2. I love Shakespeare with a passion and have taken a handful of classes and seen a lot of performances, but I'm by no means a scholar. Please forgive the inevitable mess ups.
OKAY WITH THAT: Devil's candy eaten at 10:22pm Mountain Time.
Now let's get into:
Wrestling is More Shakespearean Than Many Modern Day Shakespeare Performances
Part 1: When the Audience is a Character, Theatre Hits Different
I wrote about this in my previous weed-induced essay, but one of my favorite performances of A Midsummer Night's Dream of all time is the 2019 Bridge Theatre's version with Gwendolyn Christie (it was filmed, highly recommend checking it out on the National Theatre streaming service or...by other means). There's a whole lot to love about the production (it's so gay, guys, like SO gay), but one of the absolute highlights is the way that the stage is set up.
The stage is like theatre-in-the-round on crack. It's made up of multiple moving parts, and as the tech crew attaches and detaches parts of the stage to move throughout the space, the crowd needs to ebb and flow along with them. The actors engage directly with the audience, often as the catalyst to get them to move in order to make way for the stage changing.
Anyone who's ever studied Shakespeare, even in the most casual of ways, knows that in the original productions, especially for the Comedies, the audience was encouraged to interact with the show and actors--it was deeply immersive. The Globe Theatre isn't fully in the round, but it almost is; no matter where someone sat or stood, they could see the face of another audience member. Their shared reactions and interactions were an integral part of the experience.
This wasn't unique to Shakespeare, but this setup works particularly well when dealing with stories whose core (no matter the genre) are about visceral human experiences. Being able to feel something, whether it's joy or pain, and directly see someone else experiencing the same thing in the same way amplifies theatre in a gorgeous way. There's nothing like that feeling of connection with someone you'll never talk to.

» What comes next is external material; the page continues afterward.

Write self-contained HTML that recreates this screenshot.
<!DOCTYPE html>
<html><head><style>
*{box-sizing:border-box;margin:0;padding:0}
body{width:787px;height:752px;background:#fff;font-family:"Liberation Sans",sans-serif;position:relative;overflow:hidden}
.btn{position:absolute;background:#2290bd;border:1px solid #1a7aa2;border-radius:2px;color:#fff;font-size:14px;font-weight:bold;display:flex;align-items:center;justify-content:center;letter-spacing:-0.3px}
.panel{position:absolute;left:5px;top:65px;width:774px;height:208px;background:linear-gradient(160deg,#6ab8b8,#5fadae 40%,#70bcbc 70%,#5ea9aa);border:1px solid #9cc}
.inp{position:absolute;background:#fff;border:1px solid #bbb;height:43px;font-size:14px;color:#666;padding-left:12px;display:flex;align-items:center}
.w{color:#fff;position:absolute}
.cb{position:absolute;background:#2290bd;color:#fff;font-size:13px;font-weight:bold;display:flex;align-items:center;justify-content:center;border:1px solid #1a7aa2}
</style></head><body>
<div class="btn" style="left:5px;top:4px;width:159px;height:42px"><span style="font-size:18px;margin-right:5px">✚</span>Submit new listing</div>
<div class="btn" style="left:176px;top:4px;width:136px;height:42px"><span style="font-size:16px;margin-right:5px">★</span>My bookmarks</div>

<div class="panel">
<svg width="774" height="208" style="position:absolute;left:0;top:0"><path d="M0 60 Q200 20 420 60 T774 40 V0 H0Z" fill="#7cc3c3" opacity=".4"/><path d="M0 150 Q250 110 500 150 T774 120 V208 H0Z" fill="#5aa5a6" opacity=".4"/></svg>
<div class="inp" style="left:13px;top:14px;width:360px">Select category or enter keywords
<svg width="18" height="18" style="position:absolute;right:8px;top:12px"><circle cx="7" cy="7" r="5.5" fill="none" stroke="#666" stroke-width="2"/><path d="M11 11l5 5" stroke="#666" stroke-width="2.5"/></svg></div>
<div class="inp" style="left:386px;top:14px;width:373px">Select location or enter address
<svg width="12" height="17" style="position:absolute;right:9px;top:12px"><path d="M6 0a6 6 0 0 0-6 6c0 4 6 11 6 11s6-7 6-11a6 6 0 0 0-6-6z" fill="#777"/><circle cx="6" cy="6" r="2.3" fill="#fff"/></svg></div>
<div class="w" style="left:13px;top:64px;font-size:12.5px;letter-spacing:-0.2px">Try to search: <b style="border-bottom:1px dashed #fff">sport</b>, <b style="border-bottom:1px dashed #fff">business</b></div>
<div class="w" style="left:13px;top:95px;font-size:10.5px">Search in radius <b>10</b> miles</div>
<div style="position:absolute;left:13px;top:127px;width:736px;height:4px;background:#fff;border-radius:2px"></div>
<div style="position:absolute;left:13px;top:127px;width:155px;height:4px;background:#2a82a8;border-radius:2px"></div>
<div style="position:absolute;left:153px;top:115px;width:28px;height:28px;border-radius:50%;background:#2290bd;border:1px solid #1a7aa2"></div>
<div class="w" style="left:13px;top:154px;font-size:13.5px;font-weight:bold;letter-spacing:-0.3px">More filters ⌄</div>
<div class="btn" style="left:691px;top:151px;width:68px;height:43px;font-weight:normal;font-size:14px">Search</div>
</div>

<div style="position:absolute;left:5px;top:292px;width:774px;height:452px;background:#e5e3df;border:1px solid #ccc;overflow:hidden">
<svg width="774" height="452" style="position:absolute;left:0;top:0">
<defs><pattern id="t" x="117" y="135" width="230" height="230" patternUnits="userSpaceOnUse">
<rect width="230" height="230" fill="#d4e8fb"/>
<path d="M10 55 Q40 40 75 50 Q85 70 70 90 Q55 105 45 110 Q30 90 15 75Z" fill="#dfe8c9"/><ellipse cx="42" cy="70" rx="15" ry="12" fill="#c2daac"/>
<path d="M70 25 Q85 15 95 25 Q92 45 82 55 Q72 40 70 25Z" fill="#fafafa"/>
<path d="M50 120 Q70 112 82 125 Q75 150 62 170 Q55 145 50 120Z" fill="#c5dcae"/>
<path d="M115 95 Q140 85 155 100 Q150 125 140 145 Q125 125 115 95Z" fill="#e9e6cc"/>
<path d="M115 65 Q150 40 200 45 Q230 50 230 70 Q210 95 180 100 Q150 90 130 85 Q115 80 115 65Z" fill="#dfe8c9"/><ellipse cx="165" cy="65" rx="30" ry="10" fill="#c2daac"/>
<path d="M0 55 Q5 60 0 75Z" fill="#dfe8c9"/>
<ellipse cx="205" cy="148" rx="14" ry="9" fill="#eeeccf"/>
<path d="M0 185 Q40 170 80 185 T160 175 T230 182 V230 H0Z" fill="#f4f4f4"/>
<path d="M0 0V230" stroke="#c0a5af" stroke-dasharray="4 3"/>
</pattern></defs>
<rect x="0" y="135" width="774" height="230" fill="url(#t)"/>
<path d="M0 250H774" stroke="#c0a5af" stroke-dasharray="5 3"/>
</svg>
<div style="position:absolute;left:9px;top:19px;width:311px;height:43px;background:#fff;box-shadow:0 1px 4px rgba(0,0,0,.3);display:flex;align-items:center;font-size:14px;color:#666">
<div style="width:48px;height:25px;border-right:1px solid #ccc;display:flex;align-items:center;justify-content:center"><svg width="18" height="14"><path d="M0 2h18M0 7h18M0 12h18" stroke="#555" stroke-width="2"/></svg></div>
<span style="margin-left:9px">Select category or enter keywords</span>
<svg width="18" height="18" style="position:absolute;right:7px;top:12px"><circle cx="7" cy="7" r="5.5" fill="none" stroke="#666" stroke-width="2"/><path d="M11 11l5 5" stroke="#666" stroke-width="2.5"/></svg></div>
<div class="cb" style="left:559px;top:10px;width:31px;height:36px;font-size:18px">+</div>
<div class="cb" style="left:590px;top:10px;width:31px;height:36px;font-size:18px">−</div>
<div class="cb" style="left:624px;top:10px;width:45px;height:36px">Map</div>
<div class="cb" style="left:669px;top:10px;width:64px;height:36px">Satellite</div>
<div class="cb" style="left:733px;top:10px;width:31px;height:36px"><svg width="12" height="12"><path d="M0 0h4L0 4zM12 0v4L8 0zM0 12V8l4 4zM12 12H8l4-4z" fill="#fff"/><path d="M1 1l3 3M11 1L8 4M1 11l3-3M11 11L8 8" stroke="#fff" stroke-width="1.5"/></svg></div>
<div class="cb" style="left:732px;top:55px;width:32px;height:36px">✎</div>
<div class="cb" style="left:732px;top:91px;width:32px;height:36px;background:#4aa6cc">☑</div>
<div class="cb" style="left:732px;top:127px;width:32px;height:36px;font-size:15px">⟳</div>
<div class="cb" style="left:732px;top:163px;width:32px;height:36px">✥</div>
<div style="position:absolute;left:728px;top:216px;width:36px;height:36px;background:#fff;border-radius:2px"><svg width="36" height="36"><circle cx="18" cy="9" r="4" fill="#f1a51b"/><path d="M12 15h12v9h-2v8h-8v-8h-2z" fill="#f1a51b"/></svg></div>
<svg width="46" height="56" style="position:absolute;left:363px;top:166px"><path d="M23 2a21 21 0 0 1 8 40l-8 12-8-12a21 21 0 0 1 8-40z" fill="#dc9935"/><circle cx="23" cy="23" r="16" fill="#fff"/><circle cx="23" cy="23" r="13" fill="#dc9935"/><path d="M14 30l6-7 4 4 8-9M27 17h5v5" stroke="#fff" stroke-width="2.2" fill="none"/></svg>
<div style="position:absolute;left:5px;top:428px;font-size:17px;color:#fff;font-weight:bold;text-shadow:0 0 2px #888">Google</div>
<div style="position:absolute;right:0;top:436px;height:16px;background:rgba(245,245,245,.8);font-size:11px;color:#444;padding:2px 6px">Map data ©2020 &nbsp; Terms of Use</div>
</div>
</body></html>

Seeing the recorded Bridge Theatre's production of A Midsummer Night's Dream made me realize how much I missed that feeling of being completely immersed in a story, and I still feel so jealous when I watch the audience in the recording. I fucking love being surrounded by people whose bodies thrum along with my energy at a show. Shortly after watching it, I went to see a live performance of A Winter's Tale, and it was a good time--but it was on a normal stage, the barrier between the audience and the story well established. It was a show being performed at the audience, not with them.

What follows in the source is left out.